PARIS (Reuters) – Rights groups on Thursday lauded the conviction in Paris of former Liberian rebel commander Kunti Kamara, who was sentenced to life in prison for atrocities committed during the West African country’s first civil war.
Kamara was found guilty on Wednesday of perpetrating torture and “barbaric acts” in 1993, when he was part of a rebel group known as the United Liberation Movement of Liberia for Democracy (ULIMO) active during the conflict.
One of his lawyers, Maryline Secci, told Reuters in an email on Thursday that she would appeal the sentence.
Kamara has maintained his innocence.
The Paris Criminal Court that delivered its judgement also accused him of complicity in crimes against humanity committed in 1994, the Paris anti-terrorism prosecution office said.
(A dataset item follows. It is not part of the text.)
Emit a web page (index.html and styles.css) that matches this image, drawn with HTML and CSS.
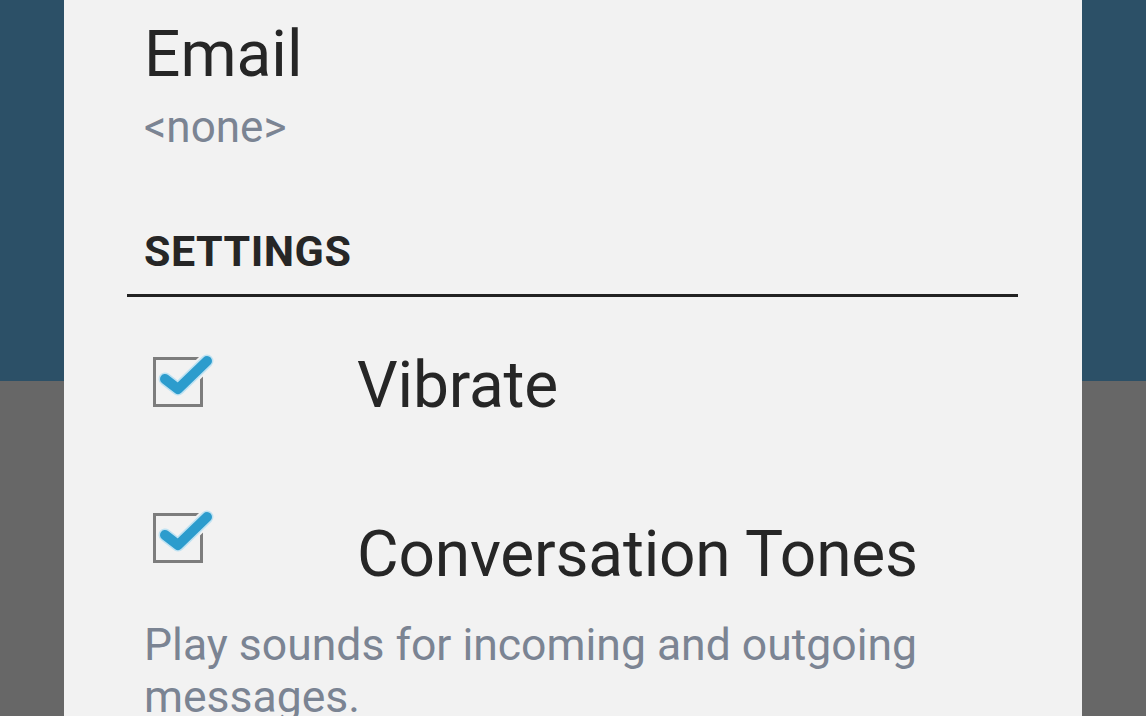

Liberia endured conflicts that killed around 250,000 people between 1989 and 2003, when ex-president Charles Taylor, who seized power in a coup that sparked the rebellion, stepped down.
Thousands of people were mutilated and raped in fighting that involved drugged fighters and child soldiers conscripted by warlords.
A commission was set up in 2006 to probe crimes committed during the war, but critics say its findings have been largely not implemented.
Convictions have been rare and all prosecutions for serious crimes have taken place outside Liberia, rights groups say.
Kamara was arrested in 2018 after an NGO brought his case to the attention of French authorities. His trial was the first in France involving grave crimes committed abroad that are not linked to the Rwandan genocide.
It was possible because France recognises universal jurisdiction over certain serious crimes, allowing for prosecution regardless of where or by whom the act was committed.
“The French court’s verdict is a ray of hope that justice is possible for the victims in Liberia,” associate international justice director at Human Rights Watch, Elise Keppler, said in a statement.
During the four-week trial, witnesses described killings, rapes, beatings and torture by members of ULIMO, which fought against Taylor’s army.
Another ULIMO member, Alieu Kosiah, was sentenced to 20 years in jail in Switzerland last year, while Taylor was sentenced for war crimes in 2012, but only for acts in neighbouring Sierra Leone. His son, Chuckie, was sentenced for torture in Liberia by a U.S. court in 2009.